What you should do
Check each line of the data below for the word "styles", then extract the ones that have it.

Dataset content
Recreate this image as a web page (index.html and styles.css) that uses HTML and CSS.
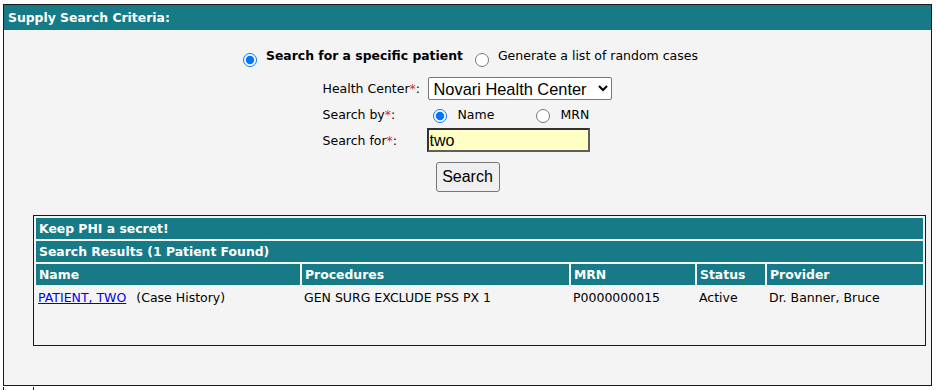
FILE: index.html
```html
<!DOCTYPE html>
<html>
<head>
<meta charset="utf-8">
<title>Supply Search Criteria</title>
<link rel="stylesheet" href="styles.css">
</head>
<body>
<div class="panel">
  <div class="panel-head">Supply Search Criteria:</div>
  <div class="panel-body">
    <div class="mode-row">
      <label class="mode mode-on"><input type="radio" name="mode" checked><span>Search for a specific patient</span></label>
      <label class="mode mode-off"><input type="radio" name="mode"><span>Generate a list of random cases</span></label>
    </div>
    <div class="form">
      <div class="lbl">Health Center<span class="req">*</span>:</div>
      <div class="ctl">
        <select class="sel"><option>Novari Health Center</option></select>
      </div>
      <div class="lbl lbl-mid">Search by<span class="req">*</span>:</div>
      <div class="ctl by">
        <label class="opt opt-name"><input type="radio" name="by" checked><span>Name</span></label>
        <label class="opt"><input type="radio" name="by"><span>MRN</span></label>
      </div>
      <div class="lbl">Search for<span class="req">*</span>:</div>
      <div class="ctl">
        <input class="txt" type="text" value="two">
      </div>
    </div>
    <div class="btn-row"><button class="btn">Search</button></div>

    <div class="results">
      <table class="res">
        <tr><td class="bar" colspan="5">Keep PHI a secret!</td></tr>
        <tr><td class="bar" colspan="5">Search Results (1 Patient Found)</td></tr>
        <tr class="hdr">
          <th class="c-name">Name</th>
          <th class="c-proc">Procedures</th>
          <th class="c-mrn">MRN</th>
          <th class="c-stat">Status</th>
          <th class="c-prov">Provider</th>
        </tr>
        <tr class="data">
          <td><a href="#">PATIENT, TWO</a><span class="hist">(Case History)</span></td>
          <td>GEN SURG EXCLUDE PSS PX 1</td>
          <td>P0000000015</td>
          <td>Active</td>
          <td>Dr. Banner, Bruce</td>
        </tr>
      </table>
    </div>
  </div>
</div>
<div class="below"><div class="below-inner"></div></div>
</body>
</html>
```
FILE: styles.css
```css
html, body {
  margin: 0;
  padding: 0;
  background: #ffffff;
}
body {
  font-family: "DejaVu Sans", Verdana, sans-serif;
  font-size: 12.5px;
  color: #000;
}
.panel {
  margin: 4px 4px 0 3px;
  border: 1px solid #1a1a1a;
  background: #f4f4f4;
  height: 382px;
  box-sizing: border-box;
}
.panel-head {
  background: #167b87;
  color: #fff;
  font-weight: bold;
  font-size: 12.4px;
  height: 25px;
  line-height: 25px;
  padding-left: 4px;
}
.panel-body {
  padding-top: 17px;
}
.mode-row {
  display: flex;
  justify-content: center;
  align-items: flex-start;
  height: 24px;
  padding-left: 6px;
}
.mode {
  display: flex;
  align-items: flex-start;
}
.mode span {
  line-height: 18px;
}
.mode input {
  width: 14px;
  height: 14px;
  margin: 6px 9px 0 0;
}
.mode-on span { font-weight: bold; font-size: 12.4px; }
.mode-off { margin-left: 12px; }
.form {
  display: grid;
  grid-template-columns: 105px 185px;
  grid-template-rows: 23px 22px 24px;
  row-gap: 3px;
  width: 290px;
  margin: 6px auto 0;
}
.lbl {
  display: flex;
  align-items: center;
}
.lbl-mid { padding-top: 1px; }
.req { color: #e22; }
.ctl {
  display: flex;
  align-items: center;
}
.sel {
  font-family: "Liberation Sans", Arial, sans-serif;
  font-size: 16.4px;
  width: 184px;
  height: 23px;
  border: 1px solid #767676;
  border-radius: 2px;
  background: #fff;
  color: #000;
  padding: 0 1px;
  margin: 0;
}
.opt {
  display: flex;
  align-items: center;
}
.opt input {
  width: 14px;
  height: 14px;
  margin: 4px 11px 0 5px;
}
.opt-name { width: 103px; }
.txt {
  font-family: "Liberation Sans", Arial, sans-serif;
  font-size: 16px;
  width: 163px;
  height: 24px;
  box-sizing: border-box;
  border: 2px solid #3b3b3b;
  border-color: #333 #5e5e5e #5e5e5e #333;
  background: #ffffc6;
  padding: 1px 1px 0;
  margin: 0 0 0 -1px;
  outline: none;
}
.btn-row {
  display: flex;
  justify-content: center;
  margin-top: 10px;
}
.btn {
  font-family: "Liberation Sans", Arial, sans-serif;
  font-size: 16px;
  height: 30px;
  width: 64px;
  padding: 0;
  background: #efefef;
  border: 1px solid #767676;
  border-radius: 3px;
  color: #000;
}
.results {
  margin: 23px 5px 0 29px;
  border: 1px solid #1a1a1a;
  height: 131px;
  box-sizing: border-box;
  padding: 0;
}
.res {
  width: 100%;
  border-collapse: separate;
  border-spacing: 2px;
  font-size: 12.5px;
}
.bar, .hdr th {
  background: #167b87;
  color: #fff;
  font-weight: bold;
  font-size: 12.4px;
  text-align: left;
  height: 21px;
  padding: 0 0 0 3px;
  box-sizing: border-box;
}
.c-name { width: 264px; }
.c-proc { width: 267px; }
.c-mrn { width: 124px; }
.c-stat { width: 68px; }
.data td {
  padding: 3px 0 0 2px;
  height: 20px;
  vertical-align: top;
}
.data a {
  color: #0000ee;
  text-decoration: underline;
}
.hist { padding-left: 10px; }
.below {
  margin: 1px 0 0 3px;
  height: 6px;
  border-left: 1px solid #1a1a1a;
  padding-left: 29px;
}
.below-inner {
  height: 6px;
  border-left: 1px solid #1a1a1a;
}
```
--
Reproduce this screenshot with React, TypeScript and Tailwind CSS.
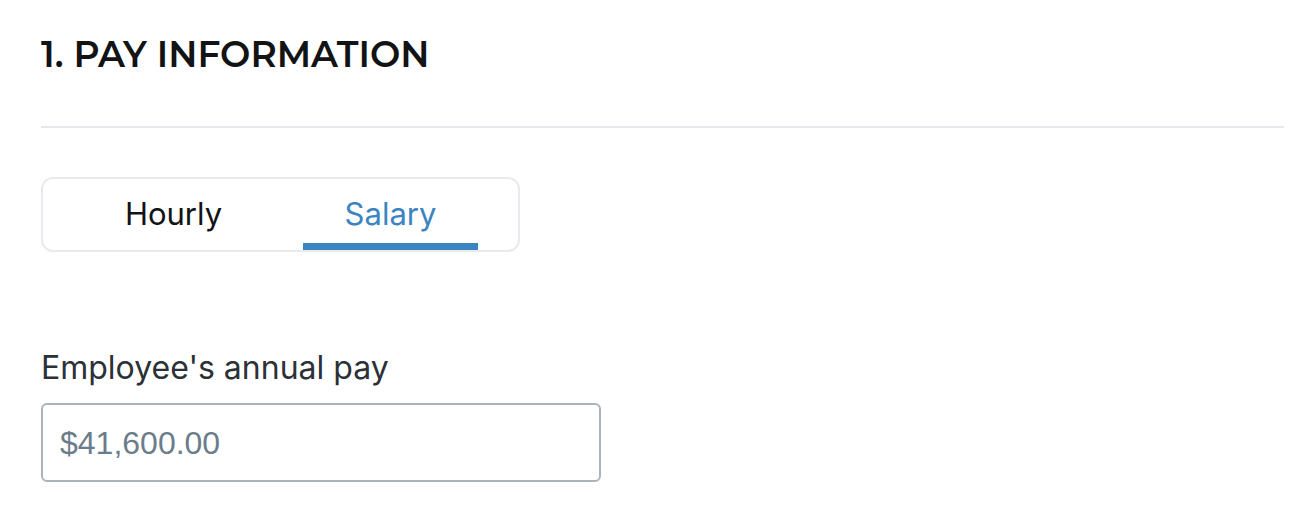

Response for this exercise
Recreate this image as a web page (index.html and styles.css) that uses HTML and CSS.
<link rel="stylesheet" href="styles.css">
FILE: styles.css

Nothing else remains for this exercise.